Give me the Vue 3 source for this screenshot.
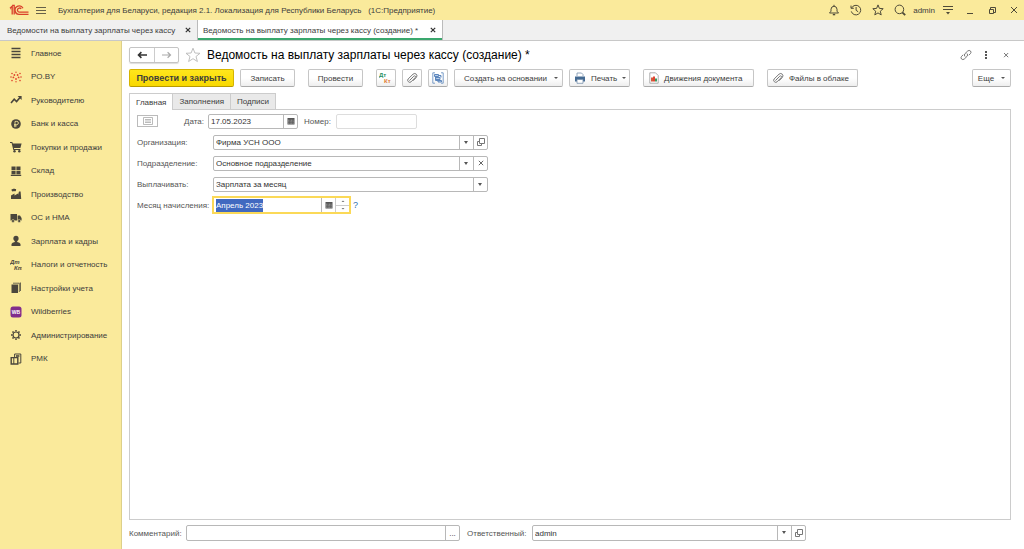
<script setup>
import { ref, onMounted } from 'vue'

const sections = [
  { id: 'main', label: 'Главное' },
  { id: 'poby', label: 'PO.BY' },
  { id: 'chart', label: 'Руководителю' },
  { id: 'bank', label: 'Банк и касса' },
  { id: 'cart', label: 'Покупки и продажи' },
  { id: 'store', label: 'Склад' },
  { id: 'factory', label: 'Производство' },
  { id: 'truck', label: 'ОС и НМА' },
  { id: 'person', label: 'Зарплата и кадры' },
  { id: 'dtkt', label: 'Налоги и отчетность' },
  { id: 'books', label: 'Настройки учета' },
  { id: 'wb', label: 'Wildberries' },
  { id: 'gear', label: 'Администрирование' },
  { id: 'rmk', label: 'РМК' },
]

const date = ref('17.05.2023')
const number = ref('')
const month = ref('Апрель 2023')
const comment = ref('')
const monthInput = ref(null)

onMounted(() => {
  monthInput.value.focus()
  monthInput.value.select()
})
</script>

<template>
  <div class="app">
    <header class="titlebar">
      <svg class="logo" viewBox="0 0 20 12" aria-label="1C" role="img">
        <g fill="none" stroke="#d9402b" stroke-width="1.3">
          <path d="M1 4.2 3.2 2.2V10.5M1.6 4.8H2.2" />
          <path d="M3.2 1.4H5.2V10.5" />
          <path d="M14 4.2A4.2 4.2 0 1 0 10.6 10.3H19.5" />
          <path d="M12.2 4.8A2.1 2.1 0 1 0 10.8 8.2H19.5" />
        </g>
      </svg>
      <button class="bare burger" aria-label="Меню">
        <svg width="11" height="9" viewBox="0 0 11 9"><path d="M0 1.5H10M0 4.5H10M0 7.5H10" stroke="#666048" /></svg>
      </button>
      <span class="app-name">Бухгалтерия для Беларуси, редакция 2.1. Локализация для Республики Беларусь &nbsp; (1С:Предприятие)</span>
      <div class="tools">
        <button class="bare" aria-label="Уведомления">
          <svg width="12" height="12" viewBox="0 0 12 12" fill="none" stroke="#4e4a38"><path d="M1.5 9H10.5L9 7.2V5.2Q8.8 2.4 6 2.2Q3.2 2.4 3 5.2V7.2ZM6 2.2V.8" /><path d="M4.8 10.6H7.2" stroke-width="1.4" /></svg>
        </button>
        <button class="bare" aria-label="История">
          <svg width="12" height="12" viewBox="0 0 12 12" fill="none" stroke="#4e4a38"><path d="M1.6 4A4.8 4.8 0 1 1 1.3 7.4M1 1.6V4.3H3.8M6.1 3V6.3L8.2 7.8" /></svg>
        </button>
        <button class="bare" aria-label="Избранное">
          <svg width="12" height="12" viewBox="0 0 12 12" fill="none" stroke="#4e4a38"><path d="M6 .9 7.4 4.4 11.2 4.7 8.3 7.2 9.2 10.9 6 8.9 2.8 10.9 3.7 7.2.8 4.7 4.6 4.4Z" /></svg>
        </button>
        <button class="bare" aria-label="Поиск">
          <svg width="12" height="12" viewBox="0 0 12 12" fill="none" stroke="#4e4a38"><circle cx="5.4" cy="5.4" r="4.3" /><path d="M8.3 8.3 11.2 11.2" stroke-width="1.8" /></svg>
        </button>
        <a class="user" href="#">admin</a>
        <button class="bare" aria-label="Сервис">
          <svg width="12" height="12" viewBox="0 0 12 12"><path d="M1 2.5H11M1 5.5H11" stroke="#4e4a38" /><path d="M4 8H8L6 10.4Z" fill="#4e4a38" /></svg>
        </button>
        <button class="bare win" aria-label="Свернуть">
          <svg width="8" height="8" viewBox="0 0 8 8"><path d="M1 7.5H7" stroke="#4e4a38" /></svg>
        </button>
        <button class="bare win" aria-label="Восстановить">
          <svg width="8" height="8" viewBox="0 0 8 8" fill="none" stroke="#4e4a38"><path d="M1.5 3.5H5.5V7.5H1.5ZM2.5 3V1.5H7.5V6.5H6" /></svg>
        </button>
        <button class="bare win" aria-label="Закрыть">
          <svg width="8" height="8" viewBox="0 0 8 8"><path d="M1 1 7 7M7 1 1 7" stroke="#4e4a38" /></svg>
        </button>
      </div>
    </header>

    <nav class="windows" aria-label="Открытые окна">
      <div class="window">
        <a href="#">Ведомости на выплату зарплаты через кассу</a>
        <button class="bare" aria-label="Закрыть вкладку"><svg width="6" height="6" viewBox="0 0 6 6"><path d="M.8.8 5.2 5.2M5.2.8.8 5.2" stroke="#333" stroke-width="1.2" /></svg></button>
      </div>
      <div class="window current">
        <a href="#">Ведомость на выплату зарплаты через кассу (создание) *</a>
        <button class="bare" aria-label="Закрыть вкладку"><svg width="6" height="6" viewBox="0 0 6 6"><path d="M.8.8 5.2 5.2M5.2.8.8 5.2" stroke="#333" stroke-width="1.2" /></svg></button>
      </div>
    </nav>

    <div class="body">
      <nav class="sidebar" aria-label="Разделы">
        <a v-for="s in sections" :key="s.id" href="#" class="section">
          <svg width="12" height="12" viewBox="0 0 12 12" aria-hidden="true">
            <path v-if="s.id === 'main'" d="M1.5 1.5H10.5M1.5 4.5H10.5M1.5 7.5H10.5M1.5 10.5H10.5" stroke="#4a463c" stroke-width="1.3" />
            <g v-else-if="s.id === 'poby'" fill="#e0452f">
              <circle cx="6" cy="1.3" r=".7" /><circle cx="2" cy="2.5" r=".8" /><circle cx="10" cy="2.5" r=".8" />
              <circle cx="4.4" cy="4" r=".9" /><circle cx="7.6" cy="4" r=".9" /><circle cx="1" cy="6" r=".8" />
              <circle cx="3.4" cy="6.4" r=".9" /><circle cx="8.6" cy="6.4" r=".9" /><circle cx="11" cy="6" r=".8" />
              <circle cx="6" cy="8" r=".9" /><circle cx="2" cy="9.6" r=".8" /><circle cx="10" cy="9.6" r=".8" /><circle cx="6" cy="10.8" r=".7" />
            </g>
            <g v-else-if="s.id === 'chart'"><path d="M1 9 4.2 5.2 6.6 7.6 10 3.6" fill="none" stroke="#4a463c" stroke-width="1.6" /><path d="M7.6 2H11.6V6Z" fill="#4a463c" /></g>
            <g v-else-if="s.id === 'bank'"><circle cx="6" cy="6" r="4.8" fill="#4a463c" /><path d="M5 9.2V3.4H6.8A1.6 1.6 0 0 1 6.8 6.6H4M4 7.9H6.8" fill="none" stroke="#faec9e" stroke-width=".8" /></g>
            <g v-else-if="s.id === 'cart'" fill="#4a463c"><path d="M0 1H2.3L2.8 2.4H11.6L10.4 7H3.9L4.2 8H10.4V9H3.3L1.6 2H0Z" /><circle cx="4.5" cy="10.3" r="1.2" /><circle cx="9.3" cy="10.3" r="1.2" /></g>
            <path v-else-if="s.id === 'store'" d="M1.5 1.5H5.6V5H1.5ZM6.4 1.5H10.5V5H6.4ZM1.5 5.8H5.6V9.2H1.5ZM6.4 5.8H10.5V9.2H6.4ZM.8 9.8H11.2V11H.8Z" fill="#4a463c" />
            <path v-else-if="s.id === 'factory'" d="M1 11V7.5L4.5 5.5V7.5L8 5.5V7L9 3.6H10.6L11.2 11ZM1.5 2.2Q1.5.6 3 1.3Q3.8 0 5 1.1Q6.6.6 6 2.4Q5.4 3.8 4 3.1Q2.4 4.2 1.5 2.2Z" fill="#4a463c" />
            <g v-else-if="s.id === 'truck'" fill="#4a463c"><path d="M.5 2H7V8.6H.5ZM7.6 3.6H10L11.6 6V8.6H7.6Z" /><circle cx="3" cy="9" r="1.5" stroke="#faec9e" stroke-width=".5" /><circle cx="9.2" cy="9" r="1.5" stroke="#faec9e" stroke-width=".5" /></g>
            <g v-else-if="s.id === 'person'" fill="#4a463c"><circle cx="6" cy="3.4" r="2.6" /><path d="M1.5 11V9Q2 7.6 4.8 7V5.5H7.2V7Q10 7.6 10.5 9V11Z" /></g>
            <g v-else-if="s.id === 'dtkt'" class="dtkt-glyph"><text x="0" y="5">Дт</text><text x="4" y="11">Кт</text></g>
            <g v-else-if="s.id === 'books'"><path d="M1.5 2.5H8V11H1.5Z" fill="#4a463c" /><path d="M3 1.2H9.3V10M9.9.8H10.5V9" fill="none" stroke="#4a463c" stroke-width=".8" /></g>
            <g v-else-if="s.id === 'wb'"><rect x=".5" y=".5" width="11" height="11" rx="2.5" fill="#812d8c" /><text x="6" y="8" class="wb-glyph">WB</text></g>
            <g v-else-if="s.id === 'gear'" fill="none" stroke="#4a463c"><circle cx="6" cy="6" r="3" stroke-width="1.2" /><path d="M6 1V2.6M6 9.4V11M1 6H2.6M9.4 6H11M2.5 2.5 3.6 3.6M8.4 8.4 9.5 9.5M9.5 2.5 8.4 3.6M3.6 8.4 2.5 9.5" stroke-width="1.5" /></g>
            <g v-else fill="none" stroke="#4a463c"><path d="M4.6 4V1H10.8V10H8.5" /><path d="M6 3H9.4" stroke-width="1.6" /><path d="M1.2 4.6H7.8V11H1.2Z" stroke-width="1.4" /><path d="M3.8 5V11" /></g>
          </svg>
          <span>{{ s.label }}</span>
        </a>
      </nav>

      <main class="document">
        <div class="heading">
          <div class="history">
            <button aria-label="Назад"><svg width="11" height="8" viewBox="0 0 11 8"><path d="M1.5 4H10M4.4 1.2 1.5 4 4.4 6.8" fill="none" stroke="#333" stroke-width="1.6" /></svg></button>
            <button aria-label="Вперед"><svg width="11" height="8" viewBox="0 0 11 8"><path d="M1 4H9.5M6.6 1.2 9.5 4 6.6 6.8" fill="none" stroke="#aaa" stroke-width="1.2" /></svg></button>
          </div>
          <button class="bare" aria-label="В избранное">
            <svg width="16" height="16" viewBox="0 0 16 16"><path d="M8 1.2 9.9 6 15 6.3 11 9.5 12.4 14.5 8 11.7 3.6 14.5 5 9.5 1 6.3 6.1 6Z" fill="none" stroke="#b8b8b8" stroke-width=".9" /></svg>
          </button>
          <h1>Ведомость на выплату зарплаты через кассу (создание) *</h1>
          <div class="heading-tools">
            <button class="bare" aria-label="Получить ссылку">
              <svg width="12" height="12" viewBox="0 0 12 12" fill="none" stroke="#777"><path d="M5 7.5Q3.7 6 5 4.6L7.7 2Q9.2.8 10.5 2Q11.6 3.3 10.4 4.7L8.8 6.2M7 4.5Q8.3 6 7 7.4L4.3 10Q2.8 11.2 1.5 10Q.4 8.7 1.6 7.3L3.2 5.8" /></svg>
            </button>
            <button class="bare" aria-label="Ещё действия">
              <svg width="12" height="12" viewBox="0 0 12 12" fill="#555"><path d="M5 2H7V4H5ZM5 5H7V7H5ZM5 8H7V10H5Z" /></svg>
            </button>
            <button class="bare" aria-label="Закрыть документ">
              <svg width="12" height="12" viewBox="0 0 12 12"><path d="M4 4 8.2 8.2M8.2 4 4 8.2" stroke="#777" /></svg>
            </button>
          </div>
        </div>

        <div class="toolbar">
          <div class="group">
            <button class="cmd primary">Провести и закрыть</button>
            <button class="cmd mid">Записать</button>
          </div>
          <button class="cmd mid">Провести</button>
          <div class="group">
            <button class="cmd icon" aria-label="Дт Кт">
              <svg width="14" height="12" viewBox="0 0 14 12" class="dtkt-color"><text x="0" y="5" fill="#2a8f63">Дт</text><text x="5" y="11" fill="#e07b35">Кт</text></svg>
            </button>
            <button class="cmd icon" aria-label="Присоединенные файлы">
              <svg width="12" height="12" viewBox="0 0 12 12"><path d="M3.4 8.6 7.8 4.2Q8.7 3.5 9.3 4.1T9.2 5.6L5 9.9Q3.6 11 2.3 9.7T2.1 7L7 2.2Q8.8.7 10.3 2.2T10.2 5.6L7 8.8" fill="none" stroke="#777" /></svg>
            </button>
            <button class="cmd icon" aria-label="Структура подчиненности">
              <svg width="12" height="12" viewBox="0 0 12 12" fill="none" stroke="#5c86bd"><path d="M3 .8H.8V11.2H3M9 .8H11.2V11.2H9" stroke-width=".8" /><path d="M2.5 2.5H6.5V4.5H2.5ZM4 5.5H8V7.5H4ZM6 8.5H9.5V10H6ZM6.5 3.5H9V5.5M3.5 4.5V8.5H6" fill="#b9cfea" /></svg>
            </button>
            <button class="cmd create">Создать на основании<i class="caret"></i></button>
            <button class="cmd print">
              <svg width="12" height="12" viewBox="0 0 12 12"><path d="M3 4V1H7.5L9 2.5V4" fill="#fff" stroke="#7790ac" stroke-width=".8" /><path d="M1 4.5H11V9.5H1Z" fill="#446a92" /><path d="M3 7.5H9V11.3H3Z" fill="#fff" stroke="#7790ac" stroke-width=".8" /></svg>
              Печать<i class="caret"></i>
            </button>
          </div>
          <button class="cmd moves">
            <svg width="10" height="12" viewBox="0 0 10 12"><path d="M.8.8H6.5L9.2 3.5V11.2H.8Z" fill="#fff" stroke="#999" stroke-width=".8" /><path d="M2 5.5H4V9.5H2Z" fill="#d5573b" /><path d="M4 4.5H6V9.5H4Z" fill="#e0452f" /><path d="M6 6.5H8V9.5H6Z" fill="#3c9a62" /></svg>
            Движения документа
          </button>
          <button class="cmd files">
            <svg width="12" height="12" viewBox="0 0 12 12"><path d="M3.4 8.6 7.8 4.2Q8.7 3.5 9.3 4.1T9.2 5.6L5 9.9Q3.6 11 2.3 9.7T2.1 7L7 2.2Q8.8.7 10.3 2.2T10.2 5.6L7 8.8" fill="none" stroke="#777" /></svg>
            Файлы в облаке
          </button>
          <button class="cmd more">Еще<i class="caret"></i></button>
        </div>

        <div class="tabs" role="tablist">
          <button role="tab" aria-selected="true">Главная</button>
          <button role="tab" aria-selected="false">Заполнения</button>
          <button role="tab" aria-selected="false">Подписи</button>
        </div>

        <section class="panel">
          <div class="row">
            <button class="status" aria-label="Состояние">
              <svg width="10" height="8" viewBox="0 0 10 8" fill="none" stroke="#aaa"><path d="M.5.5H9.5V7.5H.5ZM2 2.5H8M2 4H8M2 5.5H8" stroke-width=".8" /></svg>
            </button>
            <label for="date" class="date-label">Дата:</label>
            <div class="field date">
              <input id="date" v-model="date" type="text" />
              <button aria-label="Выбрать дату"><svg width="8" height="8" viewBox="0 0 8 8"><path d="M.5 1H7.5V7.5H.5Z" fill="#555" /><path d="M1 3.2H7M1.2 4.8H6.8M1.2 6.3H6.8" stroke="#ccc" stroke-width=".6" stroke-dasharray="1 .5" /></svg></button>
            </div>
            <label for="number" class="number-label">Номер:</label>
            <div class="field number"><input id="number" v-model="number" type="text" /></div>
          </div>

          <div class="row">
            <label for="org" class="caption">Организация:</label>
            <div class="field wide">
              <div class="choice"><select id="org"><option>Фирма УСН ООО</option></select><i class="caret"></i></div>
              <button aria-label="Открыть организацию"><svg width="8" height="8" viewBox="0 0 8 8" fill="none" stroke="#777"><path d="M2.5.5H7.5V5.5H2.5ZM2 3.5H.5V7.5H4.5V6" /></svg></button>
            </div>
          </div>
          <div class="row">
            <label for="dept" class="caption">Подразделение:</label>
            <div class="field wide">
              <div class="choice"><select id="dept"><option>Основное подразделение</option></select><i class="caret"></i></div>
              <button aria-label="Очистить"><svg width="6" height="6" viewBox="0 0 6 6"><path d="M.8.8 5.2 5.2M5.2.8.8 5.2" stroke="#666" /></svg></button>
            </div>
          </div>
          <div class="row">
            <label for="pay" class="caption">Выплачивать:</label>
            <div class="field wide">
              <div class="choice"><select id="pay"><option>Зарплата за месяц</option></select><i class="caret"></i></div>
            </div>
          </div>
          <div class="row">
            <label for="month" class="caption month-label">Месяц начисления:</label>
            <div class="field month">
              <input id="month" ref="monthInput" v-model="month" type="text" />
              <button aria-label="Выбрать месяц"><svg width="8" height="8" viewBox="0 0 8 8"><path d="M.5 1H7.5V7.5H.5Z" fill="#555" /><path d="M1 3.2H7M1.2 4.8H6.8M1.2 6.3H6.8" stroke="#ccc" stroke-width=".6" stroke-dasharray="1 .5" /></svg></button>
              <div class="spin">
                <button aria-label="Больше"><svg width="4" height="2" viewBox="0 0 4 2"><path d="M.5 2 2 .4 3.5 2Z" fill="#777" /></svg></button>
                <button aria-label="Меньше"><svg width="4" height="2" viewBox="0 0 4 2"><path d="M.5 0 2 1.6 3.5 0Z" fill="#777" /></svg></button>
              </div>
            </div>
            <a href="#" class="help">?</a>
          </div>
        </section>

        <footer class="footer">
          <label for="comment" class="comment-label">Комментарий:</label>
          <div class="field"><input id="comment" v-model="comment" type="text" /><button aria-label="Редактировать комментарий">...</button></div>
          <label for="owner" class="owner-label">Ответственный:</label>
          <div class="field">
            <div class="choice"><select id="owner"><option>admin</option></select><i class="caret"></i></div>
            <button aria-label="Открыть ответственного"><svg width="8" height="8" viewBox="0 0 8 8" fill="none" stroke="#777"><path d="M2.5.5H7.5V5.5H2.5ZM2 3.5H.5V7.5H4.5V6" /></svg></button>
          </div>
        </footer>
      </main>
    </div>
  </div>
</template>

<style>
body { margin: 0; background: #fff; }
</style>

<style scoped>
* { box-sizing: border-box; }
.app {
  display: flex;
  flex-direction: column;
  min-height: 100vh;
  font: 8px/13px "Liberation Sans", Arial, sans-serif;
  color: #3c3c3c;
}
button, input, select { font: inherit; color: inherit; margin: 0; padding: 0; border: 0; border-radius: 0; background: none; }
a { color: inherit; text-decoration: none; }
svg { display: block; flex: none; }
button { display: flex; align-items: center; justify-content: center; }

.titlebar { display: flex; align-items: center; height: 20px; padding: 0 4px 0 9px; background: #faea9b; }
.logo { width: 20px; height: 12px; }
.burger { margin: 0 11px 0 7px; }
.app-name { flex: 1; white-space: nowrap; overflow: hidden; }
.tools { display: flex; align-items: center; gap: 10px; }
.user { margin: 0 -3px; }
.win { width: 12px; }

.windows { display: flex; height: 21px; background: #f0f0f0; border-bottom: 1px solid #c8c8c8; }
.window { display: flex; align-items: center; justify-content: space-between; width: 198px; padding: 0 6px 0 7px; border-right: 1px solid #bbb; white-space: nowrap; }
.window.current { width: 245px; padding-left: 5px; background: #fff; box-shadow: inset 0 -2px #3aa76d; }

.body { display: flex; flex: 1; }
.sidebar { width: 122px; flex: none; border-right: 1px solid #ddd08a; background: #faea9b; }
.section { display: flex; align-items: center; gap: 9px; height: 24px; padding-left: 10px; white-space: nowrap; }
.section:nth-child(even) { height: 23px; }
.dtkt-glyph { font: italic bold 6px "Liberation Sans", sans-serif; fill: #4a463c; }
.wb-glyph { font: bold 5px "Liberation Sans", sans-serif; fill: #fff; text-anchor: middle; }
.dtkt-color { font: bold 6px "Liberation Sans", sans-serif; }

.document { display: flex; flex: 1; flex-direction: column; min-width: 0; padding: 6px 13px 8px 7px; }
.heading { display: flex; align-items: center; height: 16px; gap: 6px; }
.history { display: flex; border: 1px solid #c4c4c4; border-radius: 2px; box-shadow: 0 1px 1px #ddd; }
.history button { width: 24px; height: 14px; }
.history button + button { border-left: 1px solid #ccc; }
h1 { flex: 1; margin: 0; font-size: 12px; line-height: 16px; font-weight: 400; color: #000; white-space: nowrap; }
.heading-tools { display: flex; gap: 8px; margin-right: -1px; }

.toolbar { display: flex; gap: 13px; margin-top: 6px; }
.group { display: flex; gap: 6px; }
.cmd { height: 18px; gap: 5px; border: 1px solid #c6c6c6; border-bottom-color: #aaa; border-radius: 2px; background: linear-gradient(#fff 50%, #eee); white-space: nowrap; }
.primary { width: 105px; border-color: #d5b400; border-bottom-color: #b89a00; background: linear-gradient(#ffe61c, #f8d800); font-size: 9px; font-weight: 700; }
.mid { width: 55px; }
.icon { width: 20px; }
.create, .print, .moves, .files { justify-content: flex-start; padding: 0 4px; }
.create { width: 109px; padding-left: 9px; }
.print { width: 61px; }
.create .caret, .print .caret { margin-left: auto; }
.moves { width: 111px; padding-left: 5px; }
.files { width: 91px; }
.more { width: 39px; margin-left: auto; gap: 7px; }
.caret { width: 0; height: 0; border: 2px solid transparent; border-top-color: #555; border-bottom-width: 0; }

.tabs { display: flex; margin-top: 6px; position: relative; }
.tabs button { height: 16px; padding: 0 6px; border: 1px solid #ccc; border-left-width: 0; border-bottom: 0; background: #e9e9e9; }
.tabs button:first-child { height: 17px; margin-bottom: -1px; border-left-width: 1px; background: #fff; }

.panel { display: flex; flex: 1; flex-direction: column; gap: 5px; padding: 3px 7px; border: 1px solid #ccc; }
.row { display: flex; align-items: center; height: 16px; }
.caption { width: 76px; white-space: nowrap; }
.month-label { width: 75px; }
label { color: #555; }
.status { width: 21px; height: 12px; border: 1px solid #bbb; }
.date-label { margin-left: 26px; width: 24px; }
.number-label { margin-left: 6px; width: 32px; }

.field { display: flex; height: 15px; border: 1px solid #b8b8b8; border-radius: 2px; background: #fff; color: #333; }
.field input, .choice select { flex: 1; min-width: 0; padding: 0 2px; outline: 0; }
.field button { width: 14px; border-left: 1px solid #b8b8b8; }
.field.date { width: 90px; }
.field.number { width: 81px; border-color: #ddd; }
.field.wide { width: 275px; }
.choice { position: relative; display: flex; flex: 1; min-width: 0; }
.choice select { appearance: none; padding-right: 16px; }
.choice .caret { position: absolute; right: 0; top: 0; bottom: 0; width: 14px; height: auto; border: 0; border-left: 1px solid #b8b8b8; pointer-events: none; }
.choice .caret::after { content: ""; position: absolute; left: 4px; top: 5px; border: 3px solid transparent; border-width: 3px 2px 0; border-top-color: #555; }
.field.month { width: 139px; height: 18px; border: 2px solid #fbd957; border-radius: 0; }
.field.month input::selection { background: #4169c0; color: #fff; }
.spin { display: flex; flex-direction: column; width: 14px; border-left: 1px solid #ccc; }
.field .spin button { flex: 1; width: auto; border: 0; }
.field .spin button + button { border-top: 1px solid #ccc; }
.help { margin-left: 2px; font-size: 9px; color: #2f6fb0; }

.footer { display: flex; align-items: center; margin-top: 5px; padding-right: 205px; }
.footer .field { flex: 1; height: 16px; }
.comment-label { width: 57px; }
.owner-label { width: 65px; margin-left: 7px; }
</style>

**Your objective**
Transcribe exactly, with no pictures, the lines running from the first line of the material through the line holding "const monthInput = ref(null)".

**Task solution**
Give me the Vue 3 source for this screenshot.
<script setup>
import { ref, onMounted } from 'vue'

const sections = [
  { id: 'main', label: 'Главное' },
  { id: 'poby', label: 'PO.BY' },
  { id: 'chart', label: 'Руководителю' },
  { id: 'bank', label: 'Банк и касса' },
  { id: 'cart', label: 'Покупки и продажи' },
  { id: 'store', label: 'Склад' },
  { id: 'factory', label: 'Производство' },
  { id: 'truck', label: 'ОС и НМА' },
  { id: 'person', label: 'Зарплата и кадры' },
  { id: 'dtkt', label: 'Налоги и отчетность' },
  { id: 'books', label: 'Настройки учета' },
  { id: 'wb', label: 'Wildberries' },
  { id: 'gear', label: 'Администрирование' },
  { id: 'rmk', label: 'РМК' },
]

const date = ref('17.05.2023')
const number = ref('')
const month = ref('Апрель 2023')
const comment = ref('')
const monthInput = ref(null)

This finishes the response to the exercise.